For investors, builders, and researchers, the takeaway is clear: AI progress is still fundamentally about compute, and the race to scale continues. 2025 is shaping up to be a pivotal year. Buckle up.
Compute powers data generation, learning, and reinforcement, blurring the line between these elements and reinforcing its centrality in AI progress. Synthetic data generation allows compute to substitute for data collection, and reinforcement learning, in turn, optimizes models based on experience (generated data). The line between compute, data, and learning becomes increasingly blurred, reinforcing the idea that compute is the ultimate driver of progress in AI.

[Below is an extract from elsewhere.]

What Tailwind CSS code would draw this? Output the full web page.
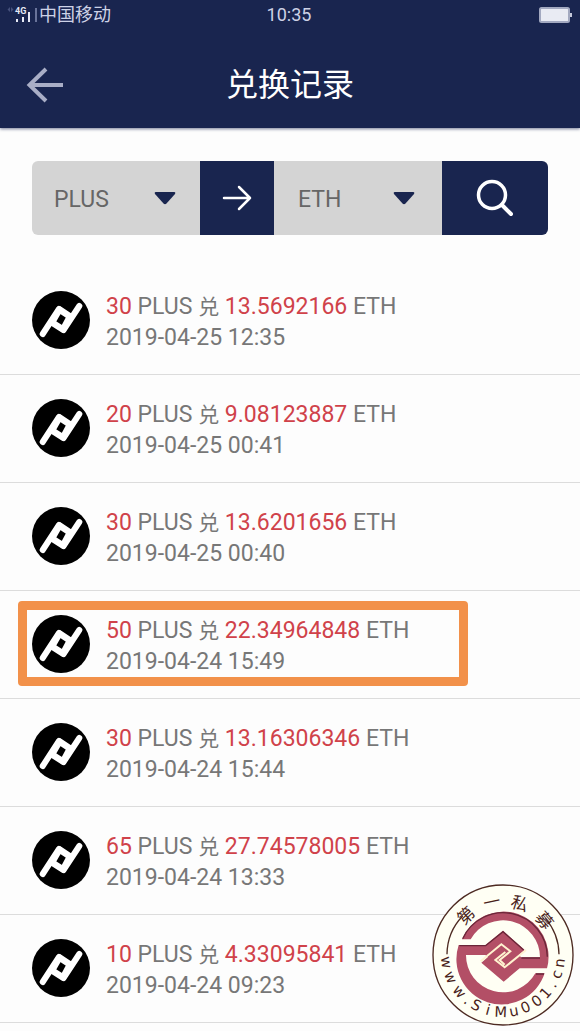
<!DOCTYPE html>
<html lang="zh-CN">
  <head>
    <meta charset="UTF-8" />
    <meta name="viewport" content="width=device-width, initial-scale=1.0" />
    <title>兑换记录</title>
    <script src="https://cdn.jsdelivr.net/npm/@tailwindcss/browser@4"></script>
  </head>
  <body class="bg-[#fdfdfd] font-[Roboto,'Noto_Sans_CJK_SC',sans-serif]">
    <!-- Icon PLUS, dipakai di setiap baris -->
    <svg class="hidden">
      <symbol id="plus" viewBox="0 0 58 58">
        <circle cx="29" cy="29" r="29" fill="#000" />
        <g fill="none" stroke="#fff" stroke-linecap="round" stroke-linejoin="round">
          <path d="M10.700 43L27 18M47.300 15L31.500 39" stroke-width="6" />
          <path d="M27.500 18.500L38 25.500L31 38.500L20 31.500Z" stroke-width="6.500" />
        </g>
      </symbol>
    </svg>

    <div class="relative min-h-screen">
      <header class="bg-[#19254f] shadow-[0_1px_3px_#19254f99]">
        <div class="grid grid-cols-3 items-center h-[30px] pl-[6px] pr-2 text-[18px] leading-[30px] text-[#cdd2e6]">
          <div class="flex items-center">
            <svg class="w-[32px] h-[20px]" viewBox="0 0 32 20" fill="#e6e9f5">
              <path d="M4 2L1.500 4.500L4 7ZM5 2L7.500 4.500L5 7Z" fill="#46517c" />
              <text x="9" y="9" font-size="9" font-weight="700" font-family="Roboto">4G</text>
              <path d="M10 14h2v3h-2zM16 12h2v5h-2zM22 7h2v10h-2z" />
              <path d="M29 3h2v14h-2z" fill="#69739a" />
            </svg>
            <span class="pl-px whitespace-nowrap">中国移动</span>
          </div>
          <div class="text-center">10:35</div>
          <svg class="justify-self-end w-[33px] h-[16px]" viewBox="0 0 33 16">
            <rect x="1" y="1" width="29" height="14" rx="1.500" fill="#e9ebf3" stroke="#a3a9c0" stroke-width="2" />
            <path d="M31 6h2v4h-2z" fill="#c3c8da" />
          </svg>
        </div>
        <div class="grid grid-cols-[72px_1fr_72px] items-center h-[98px] pt-3">
          <button type="button" aria-label="返回" class="pl-[26px]">
            <svg class="w-[38px] h-[36px]" viewBox="0 0 38 36" fill="none" stroke="#a9aec6" stroke-width="4">
              <path d="M20 2L3.500 18L20 34M4 18H37" />
            </svg>
          </button>
          <h1 class="text-[32px] leading-[48px] text-white text-center">兑换记录</h1>
        </div>
      </header>

      <form class="flex mx-8 mt-[33px] h-[74px] rounded-md overflow-hidden text-[23px] text-[#666]">
        <div class="relative flex-1 bg-[#d4d4d4]">
          <select aria-label="兑出币种" class="appearance-none w-full h-full pl-[22px] pt-1 outline-none">
            <option>PLUS</option>
            <option>ETH</option>
          </select>
          <svg class="absolute right-6 top-[31px] w-[22px] h-[13px] pointer-events-none" viewBox="0 0 22 13" fill="#19254f">
            <path d="M1.500 0H20.500Q22 .5 21 2L12.500 11.500Q11 13 9.500 11.500L1 2Q0 .5 1.500 0Z" />
          </svg>
        </div>
        <div class="flex items-center justify-center w-[74px] bg-[#19254f]">
          <svg class="w-[30px] h-[26px]" viewBox="0 0 30 26" fill="none" stroke="#fff" stroke-width="2.500" stroke-linecap="round" stroke-linejoin="round">
            <path d="M2 13H28M17 2L28 13L17 24" />
          </svg>
        </div>
        <div class="relative flex-1 bg-[#d4d4d4]">
          <select aria-label="兑入币种" class="appearance-none w-full h-full pl-6 pt-1 outline-none">
            <option>ETH</option>
            <option>PLUS</option>
          </select>
          <svg class="absolute right-[27px] top-[31px] w-[22px] h-[13px] pointer-events-none" viewBox="0 0 22 13" fill="#19254f">
            <path d="M1.500 0H20.500Q22 .5 21 2L12.500 11.500Q11 13 9.500 11.500L1 2Q0 .5 1.500 0Z" />
          </svg>
        </div>
        <button type="button" aria-label="搜索" class="flex items-center justify-center w-[106px] bg-[#19254f]">
          <svg class="w-[38px] h-[38px]" viewBox="0 0 38 38" fill="none" stroke="#fff" stroke-linecap="round">
            <circle cx="16" cy="16" r="13.500" stroke-width="3.500" />
            <path d="M26 26L35 35" stroke-width="4" />
          </svg>
        </button>
      </form>

      <ul class="mt-8 text-[23px] leading-[31px] text-[#777]">
        <li class="flex gap-4 pl-8 pt-6 pb-[21px] border-b border-[#dcdcdc]">
          <svg class="w-[58px] h-[58px]"><use href="#plus" /></svg>
          <div>
            <p><span class="text-[#d0424a]">30</span> PLUS <span class="text-[21px] leading-none">兑</span> <span class="text-[#d0424a]">13.5692166</span> ETH</p>
            <p>2019-04-25 12:35</p>
          </div>
        </li>
        <li class="flex gap-4 pl-8 pt-6 pb-[21px] border-b border-[#dcdcdc]">
          <svg class="w-[58px] h-[58px]"><use href="#plus" /></svg>
          <div>
            <p><span class="text-[#d0424a]">20</span> PLUS <span class="text-[21px] leading-none">兑</span> <span class="text-[#d0424a]">9.08123887</span> ETH</p>
            <p>2019-04-25 00:41</p>
          </div>
        </li>
        <li class="flex gap-4 pl-8 pt-6 pb-[21px] border-b border-[#dcdcdc]">
          <svg class="w-[58px] h-[58px]"><use href="#plus" /></svg>
          <div>
            <p><span class="text-[#d0424a]">30</span> PLUS <span class="text-[21px] leading-none">兑</span> <span class="text-[#d0424a]">13.6201656</span> ETH</p>
            <p>2019-04-25 00:40</p>
          </div>
        </li>
        <li class="relative flex gap-4 pl-8 pt-6 pb-[21px] border-b border-[#dcdcdc]">
          <svg class="w-[58px] h-[58px]"><use href="#plus" /></svg>
          <div>
            <p><span class="text-[#d0424a]">50</span> PLUS <span class="text-[21px] leading-none">兑</span> <span class="text-[#d0424a]">22.34964848</span> ETH</p>
            <p>2019-04-24 15:49</p>
          </div>
          <div class="absolute left-[18px] top-[10px] w-[450px] h-[85px] rounded border-[9px] border-[#f2914a]"></div>
        </li>
        <li class="flex gap-4 pl-8 pt-6 pb-[21px] border-b border-[#dcdcdc]">
          <svg class="w-[58px] h-[58px]"><use href="#plus" /></svg>
          <div>
            <p><span class="text-[#d0424a]">30</span> PLUS <span class="text-[21px] leading-none">兑</span> <span class="text-[#d0424a]">13.16306346</span> ETH</p>
            <p>2019-04-24 15:44</p>
          </div>
        </li>
        <li class="flex gap-4 pl-8 pt-6 pb-[21px] border-b border-[#dcdcdc]">
          <svg class="w-[58px] h-[58px]"><use href="#plus" /></svg>
          <div>
            <p><span class="text-[#d0424a]">65</span> PLUS <span class="text-[21px] leading-none">兑</span> <span class="text-[#d0424a]">27.74578005</span> ETH</p>
            <p>2019-04-24 13:33</p>
          </div>
        </li>
        <li class="flex gap-4 pl-8 pt-6 pb-[21px] border-b border-[#dcdcdc]">
          <svg class="w-[58px] h-[58px]"><use href="#plus" /></svg>
          <div>
            <p><span class="text-[#d0424a]">10</span> PLUS <span class="text-[21px] leading-none">兑</span> <span class="text-[#d0424a]">4.33095841</span> ETH</p>
            <p>2019-04-24 09:23</p>
          </div>
        </li>
      </ul>

      <!-- Stempel -->
      <svg class="absolute right-[6px] bottom-[5px] w-[142px] h-[142px]" viewBox="0 0 426 426">
        <circle cx="213" cy="213" r="210" fill="#fffff4" stroke="#4d2a22" stroke-width="4" />
        <path d="M45 211A168 168 0 0 1 92 96M381 211A168 168 0 0 0 340 103" fill="none" stroke="#4d2a22" stroke-width="4" />
        <g fill="#4a1f1c" font-family="'Noto Sans CJK SC'" font-size="51" text-anchor="middle">
          <text transform="rotate(-43 213 213)" x="213" y="69">第</text>
          <text transform="rotate(-12 213 213)" x="213" y="69">一</text>
          <text transform="rotate(18 213 213)" x="213" y="69">私</text>
          <text transform="rotate(50 213 213)" x="213" y="69">募</text>
        </g>
        <path id="rim" d="M27 213A186 186 0 0 0 399 213" fill="none" />
        <text fill="#4a1f1c" font-family="'DejaVu Sans'" font-size="44" text-anchor="middle">
          <textPath href="#rim"><tspan x="24">w</tspan><tspan x="75">w</tspan><tspan x="130">w</tspan><tspan x="168">.</tspan><tspan x="201">S</tspan><tspan x="243">i</tspan><tspan x="285">M</tspan><tspan x="328">u</tspan><tspan x="368">0</tspan><tspan x="410">0</tspan><tspan x="449">1</tspan><tspan x="484">.</tspan><tspan x="520">c</tspan><tspan x="558">n</tspan></textPath>
        </text>
        <g transform="translate(68 68)">
          <g fill="#b34f66">
            <path d="M22 98A135 135 0 0 1 277 185H195L147 225L80 168L145 112L200 152H256A111 111 0 0 0 48 98Z" />
            <path d="M12 115H92L145 72L210 130L147 185L92 145H34A111 111 0 0 0 242 200H270A135 135 0 0 1 12 115Z" />
          </g>
          <path d="M14 117H93L145 75L207 130M24 96A133 133 0 0 1 278 150M244 202H268M200 154H256" fill="none" stroke="#6a2638" stroke-width="4" />
          <path d="M78 164L140 113L167 134L135 160L150 174M214 130L150 182L122 160L152 136" fill="none" stroke="#fff3d0" stroke-width="6" />
        </g>
      </svg>
    </div>
  </body>
</html>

AI teaching AI: Techniques like distillation demonstrate an accelerating loop where AI models teach themselves, driving rapid innovation and demand for compute. It seems plausible that DeepSeek benefited from distillation, particularly in terms of training R1. That, though, is itself an important takeaway: we have a situation where AI models are teaching AI models, and where AI models are teaching themselves. We are watching the assembly of an AI takeoff scenario in real time.
When I read the R1 paper, I assumed that DeepSeek bootstrapped it (distillation) on data from other frontier models. Interestingly, I don’t think that’s too much of an indictment. I expect all significant models to be trained on the output of previous generations from this point on. I think we have legitimately entered the phase where models are strong enough to bootstrap the next generation indefinitely.
Between the emergent reasoning that R1 showed at scale with simple reinforcement learning and the use of distillation, I think we are entering the final phase before AGI. I did a lot of hard thinking over the weekend and I can see it now. Autoregressive models will work and I can explain why. We’re three to five years away from AGI.